EMPATHY allows us to feel the emotions of others, to identify and understand their feelings and motives and see things from their perspective. How we generate empathy remains a subject of intense debate in cognitive science.
Some scientists now believe they may have finally discovered its root. We're all essentially mind readers, they say. The idea has been slow to gain acceptance, but evidence is mounting.
In 1996, three neuroscientists were probing the brain of a macaque monkey when they stumbled across a curious cluster of cells in the premotor cortex, an area of the brain responsible for planning movements.
The cells fired not only when the monkey performed an action, but also when it saw the same action performed by someone else. The cells responded the same way whether it reached out to grasp a peanut, or merely watched as another monkey or a human did.
Appropriately, the scientists named them "mirror neurons".
Later experiments confirmed the existence of mirror neurons in humans and revealed another surprise. In addition to mirroring actions, the cells reflected sensations and emotions.
"Mirror neurons suggest that we pretend to be in another person's mental shoes," says Marco lacoboni, a neuroscientist at the University of California, Los Angeles School of Medicine. "In fact, with mirror neurons we do not have to pretend, we practically are in another person's mind."
Mirror neurons may help cognitive scientists explain how children develop a theory of mind (ToM), which is a child's understanding that others have minds similar to their own.
Over the years, cognitive scientists have come up with a number of theories to explain how ToM develops. The "theory theory" and "simulation theory" are currently two of the most popular.

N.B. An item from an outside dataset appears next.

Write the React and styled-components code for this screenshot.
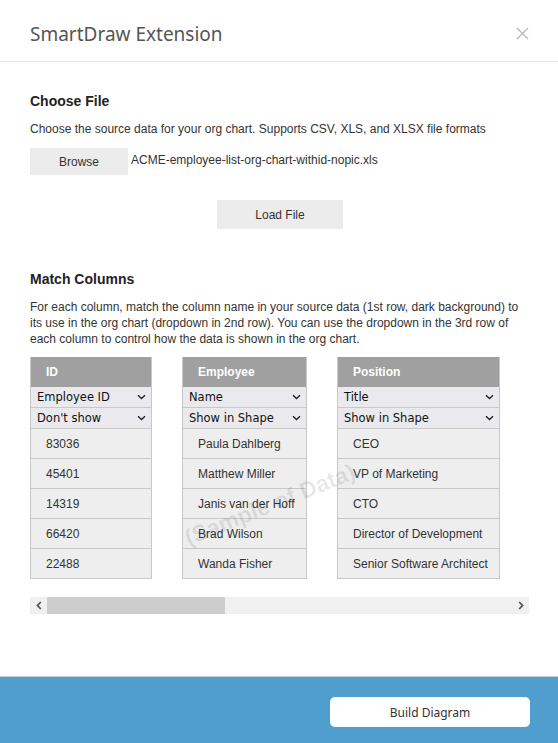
import React from "react";
import styled, { createGlobalStyle } from "styled-components";

const Global = createGlobalStyle`
  html, body { margin: 0; padding: 0; background: #fff; }
  body { font-family: "Liberation Sans", Arial, sans-serif; }
  * { box-sizing: border-box; }
`;

const Page = styled.div`
  width: 558px;
  height: 743px;
  display: flex;
  flex-direction: column;
  background: #fff;
  overflow: hidden;
`;

const Header = styled.div`
  height: 62px;
  flex: none;
  display: flex;
  align-items: center;
  justify-content: space-between;
  padding: 6px 29px 0 30px;
  border-bottom: 1px solid #e5e5e5;
`;

const Title = styled.div`
  font-family: "Noto Sans", "Open Sans", sans-serif;
  font-size: 19px;
  color: #555;
`;

const Close = styled.button`
  width: 14px;
  height: 14px;
  padding: 0;
  border: none;
  background: transparent;
  display: flex;
  align-items: center;
  justify-content: center;
  margin-top: -1px;
`;

const Main = styled.div`
  flex: 1;
  padding: 31px 29px 0 30px;
  color: #333;
  font-size: 12px;
`;

const Heading = styled.div`
  font-size: 14px;
  font-weight: bold;
  line-height: 16px;
  color: #222;
  margin-top: ${(p) => p.$mt || 0}px;
`;

const Text = styled.div`
  line-height: 16px;
  margin-top: 12px;
  color: #333;
`;

const FileRow = styled.div`
  display: flex;
  align-items: center;
  margin-top: 11px;
  gap: 3px;
`;

const GrayButton = styled.button`
  font-family: "Liberation Sans", Arial, sans-serif;
  font-size: 12px;
  color: #333;
  background: #ececec;
  border: none;
  width: ${(p) => p.$w}px;
  height: ${(p) => p.$h}px;
  padding: 0;
`;

const FileName = styled.span`
  margin-top: -3px;
`;

const Center = styled.div`
  display: flex;
  justify-content: center;
  margin-top: 25px;
  padding-left: 1px;
`;

const TableArea = styled.div`
  position: relative;
  margin-top: 10px;
  width: 470px;
`;

const Columns = styled.div`
  display: flex;
  gap: 30px;
`;

const Column = styled.div`
  width: ${(p) => p.$w}px;
  flex: none;
  border: 1px solid #c8c8c8;
  border-top: none;
`;

const ColHead = styled.div`
  height: 30px;
  background: #a0a0a0;
  color: #fff;
  font-weight: bold;
  font-size: 12px;
  display: flex;
  align-items: center;
  padding-left: 15px;
  padding-bottom: 1px;
`;

const Select = styled.div`
  height: 21px;
  background: #eaeaee;
  border-bottom: 1px solid #c8c8c8;
  display: flex;
  align-items: center;
  justify-content: space-between;
  padding: 0 5px 0 6px;
  font-family: "DejaVu Sans", Tahoma, sans-serif;
  font-size: 11.5px;
  color: #111;
`;

const Cell = styled.div`
  height: 30px;
  background: #eeeeee;
  border-bottom: 1px solid #c8c8c8;
  display: flex;
  align-items: center;
  padding-left: 15px;
  font-size: 12px;
  color: #333;
  white-space: nowrap;
  &:last-child { border-bottom: none; height: 29px; }
`;

const Watermark = styled.div`
  position: absolute;
  left: 240px;
  top: 148px;
  transform: translate(-50%, -50%) rotate(-22deg);
  font-size: 23px;
  font-weight: bold;
  color: rgba(0, 0, 0, 0.09);
  white-space: nowrap;
  pointer-events: none;
`;

const ScrollBar = styled.div`
  margin-top: 18px;
  width: 499px;
  height: 17px;
  background: #f0f0f0;
  display: flex;
  align-items: stretch;
`;

const ScrollArrow = styled.div`
  width: 17px;
  flex: none;
  display: flex;
  align-items: center;
  justify-content: center;
`;

const Track = styled.div`
  flex: 1;
  display: flex;
`;

const Thumb = styled.div`
  background: #cdcdcd;
`;

const Footer = styled.div`
  height: 67px;
  flex: none;
  background: #4f9ece;
  border-top: 1px solid #cfcfcf;
  display: flex;
  justify-content: flex-end;
  align-items: flex-start;
  padding: 20px 28px 0 0;
`;

const BuildButton = styled.button`
  width: 200px;
  height: 30px;
  background: #fff;
  border: none;
  border-radius: 5px;
  font-family: "Noto Sans", "Open Sans", sans-serif;
  font-size: 12px;
  color: #333;
`;

const Chevron = () => (
  <svg width="9" height="6" viewBox="0 0 9 6">
    <path d="M1 1.2 L4.5 4.5 L8 1.2" fill="none" stroke="#222" strokeWidth="1.4" />
  </svg>
);

const columns = [
  { head: "ID", w: 122, map: "Employee ID", show: "Don't show", rows: ["83036", "45401", "14319", "66420", "22488"] },
  { head: "Employee", w: 125, map: "Name", show: "Show in Shape", rows: ["Paula Dahlberg", "Matthew Miller", "Janis van der Hoff", "Brad Wilson", "Wanda Fisher"] },
  { head: "Position", w: 163, map: "Title", show: "Show in Shape", rows: ["CEO", "VP of Marketing", "CTO", "Director of Development", "Senior Software Architect"] },
];

export default function App() {
  return (
    <Page>
      <Global />
      <Header>
        <Title>SmartDraw Extension</Title>
        <Close aria-label="close">
          <svg width="13" height="13" viewBox="0 0 13 13">
            <path d="M1 1 L12 12 M12 1 L1 12" stroke="#bdbdbd" strokeWidth="1.5" />
          </svg>
        </Close>
      </Header>
      <Main>
        <Heading>Choose File</Heading>
        <Text>Choose the source data for your org chart. Supports CSV, XLS, and XLSX file formats</Text>
        <FileRow>
          <GrayButton $w={98} $h={27}>Browse</GrayButton>
          <FileName>ACME-employee-list-org-chart-withid-nopic.xls</FileName>
        </FileRow>
        <Center>
          <GrayButton $w={126} $h={29}>Load File</GrayButton>
        </Center>
        <Heading $mt={42}>Match Columns</Heading>
        <Text>
          For each column, match the column name in your source data (1st row, dark background) to its use in the org chart (dropdown in 2nd row). You can use the dropdown in the 3rd row of each column to control how the data is shown in the org chart.
        </Text>
        <TableArea>
          <Columns>
            {columns.map((c) => (
              <Column key={c.head} $w={c.w}>
                <ColHead>{c.head}</ColHead>
                <Select>
                  <span>{c.map}</span>
                  <Chevron />
                </Select>
                <Select>
                  <span>{c.show}</span>
                  <Chevron />
                </Select>
                {c.rows.map((r, i) => (
                  <Cell key={i}>{r}</Cell>
                ))}
              </Column>
            ))}
          </Columns>
          <Watermark>(Sample of Data)</Watermark>
        </TableArea>
        <ScrollBar>
          <ScrollArrow>
            <svg width="6" height="9" viewBox="0 0 6 9">
              <path d="M4.8 1 L1.5 4.5 L4.8 8" fill="none" stroke="#555" strokeWidth="1.8" />
            </svg>
          </ScrollArrow>
          <Track>
            <Thumb style={{ width: 178 }} />
          </Track>
          <ScrollArrow>
            <svg width="6" height="9" viewBox="0 0 6 9">
              <path d="M1.2 1 L4.5 4.5 L1.2 8" fill="none" stroke="#555" strokeWidth="1.8" />
            </svg>
          </ScrollArrow>
        </ScrollBar>
      </Main>
      <Footer>
        <BuildButton>Build Diagram</BuildButton>
      </Footer>
    </Page>
  );
}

Theory theory says children collect evidence -- in the form of gestures and expressions -- and use their everyday understanding of people to develop theories that explain and predict the mental state of people they come in contact with.
Simulation theory states that we place ourselves in another person's "mental shoes", and use our own mind as a model for theirs.
But the two theories are not mutually exclusive. If the mirror neuron system is defective or damaged, and our ability to empathise is lost, the observe-and-guess method of theory theory may be the only option left. Some scientists suspect this is what happens in autistic people, whose mental disorder prevents them from understanding the intentions and motives of others.
The idea is that the mirror neuron systems of autistic individuals are somehow deficient, and that the resulting "mind-blindness" prevents them from simulating the experiences of others. For them, experience is more observed than lived, and the emotional undercurrents that govern so much of our behaviour are inaccessible. They guess the mental states of others through explicit theorising, but the end result is a list of actions, gestures and expressions void of motive, intent, or emotion.
One recent experiment by Hugo Theoret and colleagues at the University of Montreal showed that mirror neurons normally active during the observation of hand movements in non-autistic individuals are silent in those who have autism.